Am Ende erhalten wir aus den Umfragen das Bild eines sehr konservativen, fast unbeweglichen Landes, das dann manchmal, wie im Winter 2011/2012 explodiert oder in dem plötzlich, wie am vorigen Wochenende, Zehntausende Menschen gegen Korruption, Ministerpräsident Medwedew und auch Präsident Putin auf die Straße gehen, obwohl sich das in Umfragen nicht abgezeichnet hat. Das einzige Forschungsinstitut, dass im Frühjahr 2011 so etwas wie Unzufriedenheit vorausgesagt hat, war das Zentrum für Strategische Ausarbeitungen, das durch die russische Regierung finanziert wird und auch den Kreml berät. Ihre Erkenntnisse hatten die Forscher dort allerdings aus Diskussionen in sogenannten Fokusgruppen gewonnen und nicht aus Umfragen.

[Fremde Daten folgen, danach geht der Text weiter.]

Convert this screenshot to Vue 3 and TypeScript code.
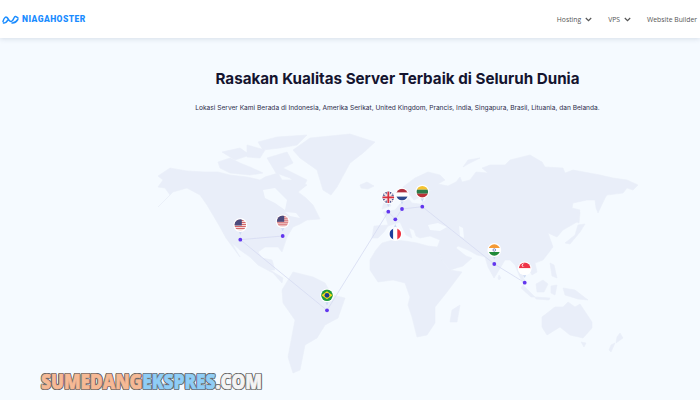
<script setup lang="ts">
const land: string[] = [
  // north america
  '158,176 170,168 187,171 205,172 218,172 230,175 247,177 260,180 265,177 278,173 282,180 293,180 307,185 298,192 306,198 313,205 320,219 307,220 300,224 293,227 290,232 287,237 282,252 278,247 265,247 258,252 262,258 272,260 275,270 270,270 283,278 282,283 273,273 258,265 250,257 240,250 232,243 240,257 226,238 220,227 207,205 200,195 187,188 173,192 158,207 170,195 165,188 158,187 163,180',
  // arctic islands
  '258,142 277,137 307,135 297,145 280,148 263,150',
  '218,162 230,158 240,163 250,167 263,173 250,175 230,173 220,168',
  '222,152 240,148 250,155 235,160',
  '247,145 265,150 260,158 247,157',
  '267,158 287,152 293,163 283,168 307,180 303,188 290,178 276,173',
  // greenland and iceland
  '293,150 310,138 350,134 375,142 363,153 350,163 337,187 331,195 323,190 317,170 300,158',
  '360,185 367,182 374,186 368,189 361,188',
  // south america
  '282,290 293,272 313,277 325,283 332,295 345,298 338,318 325,325 317,338 305,345 300,370 293,373 288,357 295,320 283,303',
  // africa
  '370,260 376,250 382,243 393,240 405,241 417,243 428,246 437,247 443,262 450,270 462,272 447,292 435,307 435,323 427,335 417,337 412,317 408,305 410,297 405,283 393,280 378,282 370,270',
  // madagascar
  '460,305 457,322 450,322 452,310',
  // eurasia
  '372,238 374,226 388,225 386,218 383,212 395,210 400,204 408,198 412,203 420,204 426,200 424,193 432,190 424,190 420,197 414,200 409,194 403,193 403,187 415,178 428,172 440,175 445,180 438,184 448,186 456,182 460,177 462,182 470,180 476,172 488,173 482,168 490,165 505,165 510,160 530,155 542,162 545,167 563,168 565,173 573,170 600,175 613,178 627,180 638,185 633,190 627,188 623,193 607,195 605,198 598,213 596,208 595,200 587,200 573,203 572,208 580,210 577,222 563,230 557,237 548,233 553,247 543,260 535,263 537,272 532,275 528,268 523,278 527,283 523,283 519,275 515,265 510,260 505,260 502,265 496,275 494,278 488,267 485,257 477,255 468,250 458,246 456,248 466,256 472,258 463,266 450,270 443,262 437,248 440,240 430,236 420,238 416,236 414,230 409,228 412,238 406,235 400,222 394,224 388,226 384,232 378,238',
  // british isles
  '382,197 387,194 391,206 382,209 384,202',
  // islands of asia
  '463,167 468,160 480,158 470,163',
  '578,210 580,212 579,223 577,222',
  '565,243 575,235 578,225 585,224 580,232 570,244',
  '550,263 554,265 557,278 552,276',
  '536,284 543,280 548,284 544,292 537,292',
  '523,285 535,297 531,297 521,288',
  '535,297 550,298 549,300 536,299',
  '551,286 557,285 555,295 551,293',
  '563,288 575,290 588,300 578,299 565,295',
  '499,275 501,278 499,280 498,278',
  // australia and around
  '542,317 555,307 563,307 568,302 575,307 580,304 592,322 592,328 583,338 570,335 560,327 547,335 542,327',
  '581,342 586,343 584,347',
  '620,333 623,338 616,343 617,337',
  '615,343 611,352 609,350 611,345',
]

// the bits of water cut out of the land
const water: string[] = [
  '263,190 275,188 287,200 285,210 275,203 265,198',
  '285,212 296,213 300,218 290,216',
  '428,225 438,223 447,227 440,231 430,230',
  '459,226 463,228 464,238 460,236',
]

const lines: [number, number, number, number][] = [
  [240.3, 239.7, 282.7, 236],
  [240.3, 239.7, 327, 310.3],
  [327, 310.3, 388.3, 211.7],
  [388.3, 211.7, 395.3, 219.3],
  [395.3, 219.3, 402, 209],
  [402, 209, 422.3, 206.7],
  [422.3, 206.7, 494.3, 264],
  [494.3, 264, 524.7, 282.7],
]

type Pin = { code: string; x: number; y: number; dy: number }

const pins: Pin[] = [
  { code: 'us', x: 240.3, y: 239.7, dy: -14.7 },
  { code: 'us', x: 282.7, y: 236, dy: -14.7 },
  { code: 'gb', x: 388.3, y: 211.7, dy: -14.4 },
  { code: 'nl', x: 402, y: 209, dy: -14.4 },
  { code: 'lt', x: 422.3, y: 206.7, dy: -15 },
  { code: 'fr', x: 395.3, y: 219.3, dy: 14.7 },
  { code: 'in', x: 494.3, y: 264, dy: -14 },
  { code: 'sg', x: 524.7, y: 282.7, dy: -14.4 },
  { code: 'br', x: 327, y: 310.3, dy: -15 },
]

const usStripes = [-5, -3, -1, 1, 3]
</script>

<template>
  <div class="page">
    <header class="topbar">
      <a class="logo">
        <svg width="17" height="9" viewBox="0 0 17 9" fill="none">
          <path
            d="M1 6.5C2 2.5 4 1 5.5 3S8 7.5 10 6 12 1 13.5 1.5 16 3 16 3M1.5 8C3.5 8.5 5 6.5 6 5M10 8C12.5 8.2 14.5 6.5 15.8 4.5"
            stroke="#1a8cff"
            stroke-width="1.5"
            stroke-linecap="round"
          />
        </svg>
        <span>NIAGAHOSTER</span>
      </a>
      <nav class="menu">
        <a class="menu-item">
          Hosting
          <svg class="chev" width="7" height="5" viewBox="0 0 7 5" fill="none"><path d="M.8 1l2.7 2.7L6.2 1" stroke="#555" stroke-width="1.2" /></svg>
        </a>
        <a class="menu-item">
          VPS
          <svg class="chev" width="7" height="5" viewBox="0 0 7 5" fill="none"><path d="M.8 1l2.7 2.7L6.2 1" stroke="#555" stroke-width="1.2" /></svg>
        </a>
        <a class="menu-item">Website Builder</a>
      </nav>
    </header>

    <main class="hero">
      <h1>Rasakan Kualitas Server Terbaik di Seluruh Dunia</h1>
      <p>Lokasi Server Kami Berada di Indonesia, Amerika Serikat, United Kingdom, Prancis, India, Singapura, Brasil, Lituania, dan Belanda.</p>

      <svg class="map" width="495" height="260" viewBox="150 120 495 260">
        <defs>
          <clipPath id="flag-clip"><circle r="5.8" /></clipPath>
        </defs>
        <polygon v-for="(pts, i) in land" :key="i" :points="pts" fill="#e9eef9" stroke="#e9eef9" stroke-width="0.6" stroke-linejoin="round" />
        <polygon v-for="(pts, i) in water" :key="'w' + i" :points="pts" fill="#f5faff" />
        <line
          v-for="(l, i) in lines"
          :key="'l' + i"
          :x1="l[0]"
          :y1="l[1]"
          :x2="l[2]"
          :y2="l[3]"
          stroke="#d5dbf1"
          stroke-width="0.8"
        />
        <g v-for="(p, i) in pins" :key="'p' + i">
          <path
            :d="`M${p.x - 2} ${p.y + p.dy * 0.62}L${p.x + 2} ${p.y + p.dy * 0.62}L${p.x} ${p.y + p.dy * 0.32}Z`"
            fill="#ccd9f3"
          />
          <circle :cx="p.x" :cy="p.y" r="1.9" fill="#6236ee" />
          <g :transform="`translate(${p.x} ${p.y + p.dy})`">
            <circle r="6.9" fill="#fff" />
            <g clip-path="url(#flag-clip)">
              <template v-if="p.code === 'us'">
                <rect x="-6" y="-6" width="12" height="12" fill="#f4dcdc" />
                <rect v-for="s in usStripes" :key="s" x="-6" :y="s" width="12" height="1" fill="#d4666b" />
                <rect x="-6" y="-6" width="7.5" height="6.5" fill="#4c4a7c" />
              </template>
              <template v-else-if="p.code === 'gb'">
                <rect x="-6" y="-6" width="12" height="12" fill="#3a4a8c" />
                <path d="M-6 -6L6 6M6 -6L-6 6" stroke="#f3e6e8" stroke-width="2" />
                <path d="M0 -6V6M-6 0H6" stroke="#f3e6e8" stroke-width="3.2" />
                <path d="M0 -6V6M-6 0H6" stroke="#d8303f" stroke-width="1.7" />
              </template>
              <template v-else-if="p.code === 'nl'">
                <rect x="-6" y="-6" width="12" height="4" fill="#b0303f" />
                <rect x="-6" y="-2" width="12" height="4" fill="#fff" />
                <rect x="-6" y="2" width="12" height="4" fill="#2f4a8f" />
              </template>
              <template v-else-if="p.code === 'lt'">
                <rect x="-6" y="-6" width="12" height="4" fill="#f5c331" />
                <rect x="-6" y="-2" width="12" height="4" fill="#2c7a4b" />
                <rect x="-6" y="2" width="12" height="4" fill="#bb3038" />
              </template>
              <template v-else-if="p.code === 'fr'">
                <rect x="-6" y="-6" width="4" height="12" fill="#1f3f9c" />
                <rect x="-2" y="-6" width="4" height="12" fill="#fff" />
                <rect x="2" y="-6" width="4" height="12" fill="#ee3342" />
              </template>
              <template v-else-if="p.code === 'in'">
                <rect x="-6" y="-6" width="12" height="4" fill="#f59a35" />
                <rect x="-6" y="-2" width="12" height="4" fill="#fff" />
                <rect x="-6" y="2" width="12" height="4" fill="#1f8a3a" />
                <circle r="1.3" fill="none" stroke="#3a4a9c" stroke-width="0.6" />
              </template>
              <template v-else-if="p.code === 'sg'">
                <rect x="-6" y="-6" width="12" height="6" fill="#ee3347" />
                <rect x="-6" y="0" width="12" height="6" fill="#fff" />
                <circle cx="-1.2" cy="-3" r="1.7" fill="#fff" />
                <circle cx="-0.4" cy="-3" r="1.6" fill="#ee3347" />
              </template>
              <template v-else>
                <rect x="-6" y="-6" width="12" height="12" fill="#1f9a3c" />
                <path d="M-5.6 0L0 -4L5.6 0L0 4Z" fill="#f6d91e" />
                <circle r="2.4" fill="#1d3a8c" />
              </template>
            </g>
          </g>
        </g>
      </svg>
    </main>

    <div class="watermark"><span class="peach">SUMEDANG</span><span class="sky">EKSPRES</span><span class="snow">.COM</span></div>
  </div>
</template>

<style scoped>
.page {
  position: relative;
  width: 700px;
  height: 400px;
  overflow: hidden;
  background: #f5faff;
  font-family: Inter, "Liberation Sans", sans-serif;
}

.topbar {
  height: 38px;
  box-sizing: border-box;
  padding: 0 3px 0 2px;
  display: flex;
  align-items: center;
  justify-content: space-between;
  background: #fff;
  box-shadow: 0 1px 5px rgba(30, 50, 90, 0.14);
}

.logo {
  display: flex;
  align-items: center;
  gap: 3px;
  color: #1a8cff;
  font-family: Roboto, sans-serif;
  font-size: 8.5px;
  font-weight: 900;
  letter-spacing: 0.45px;
}

.menu {
  display: flex;
  align-items: center;
  gap: 16px;
  color: #555;
  font-family: "Open Sans", sans-serif;
  font-size: 6.8px;
}

.menu-item {
  display: flex;
  align-items: center;
}

.chev {
  margin-left: 4px;
}

.hero {
  padding-left: 95px;
  display: flex;
  flex-direction: column;
  align-items: center;
}

h1 {
  margin: 31px 0 0;
  font-size: 15.2px;
  line-height: 20px;
  font-weight: 700;
  color: #14142f;
  white-space: nowrap;
}

p {
  margin: 14px 0 0;
  font-size: 6.6px;
  line-height: 10px;
  color: #2b2b4a;
  white-space: nowrap;
}

.map {
  display: block;
  margin-top: 7px;
  flex: none;
}

.watermark {
  position: absolute;
  left: 41px;
  top: 370px;
  font-family: "Open Sans", sans-serif;
  font-size: 21px;
  line-height: 22px;
  font-weight: 800;
  white-space: nowrap;
  transform: scaleX(0.82);
  transform-origin: left center;
  -webkit-text-stroke: 0.7px currentColor;
  text-shadow:
    1.3px 0 0 #666,
    -1.3px 0 0 #666,
    0 1.3px 0 #666,
    0 -1.3px 0 #666,
    1px 1px 0 #666,
    -1px 1px 0 #666,
    1px -1px 0 #666,
    -1px -1px 0 #666;
}

.peach {
  color: #f6b995;
}

.sky {
  color: #8fcdf6;
}

.snow {
  color: #f4f4f4;
}
</style>

<style>
html,
body {
  margin: 0;
  background: #f5faff;
}
</style>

Ist das nun ein grundsätzliches Plädoyer gegen Umfragen in Russland? Nein, keineswegs. Man kann mit den Umfragen, insbesondere natürlich denen des Lewada-Zentrums, schon einiges anfangen. Das betrifft aber eher die mittel- und langfristigen Analysen, die aus ihnen gewonnen werden, als die jeweils aktuellen Zahlen. Durch Langzeitbeobachtung, durch das Stellen von immer wieder den gleichen Fragen über einen langen Zeitraum lassen sich Trends und Entwicklungen herausfinden. Genau das machen Lewada-Direktor Lew Gudkow und seine Kollegen mit großer Akribie. So können sie zum Beispiel durchaus zeigen, dass und wie Propaganda wirkt, auch wenn es unmöglich ist, in Zahlen zu fassen, was herauskäme, gäbe es keine Propaganda und eine wenn schon nicht freie, so doch wenigstens plurale Presse. Niemand kann heute wissen, was „das Volk“ wirklich denkt.    

Solange es keine freien und fairen Wahlen in Russland gibt, die zuverlässiger darüber Auskunft geben, bleibt uns aber trotzdem kaum etwas anderes übrig, als uns (auch) auf die Umfrageergebnisse zu beziehen. Das muss schon allein deshalb sein, weil sie politmächtig sind und (politisches) Verhalten ändern, egal wie belastbar sie sind. Man sollte sich aber dabei immer der hier beschriebenen Einschränkungen bewusst sein.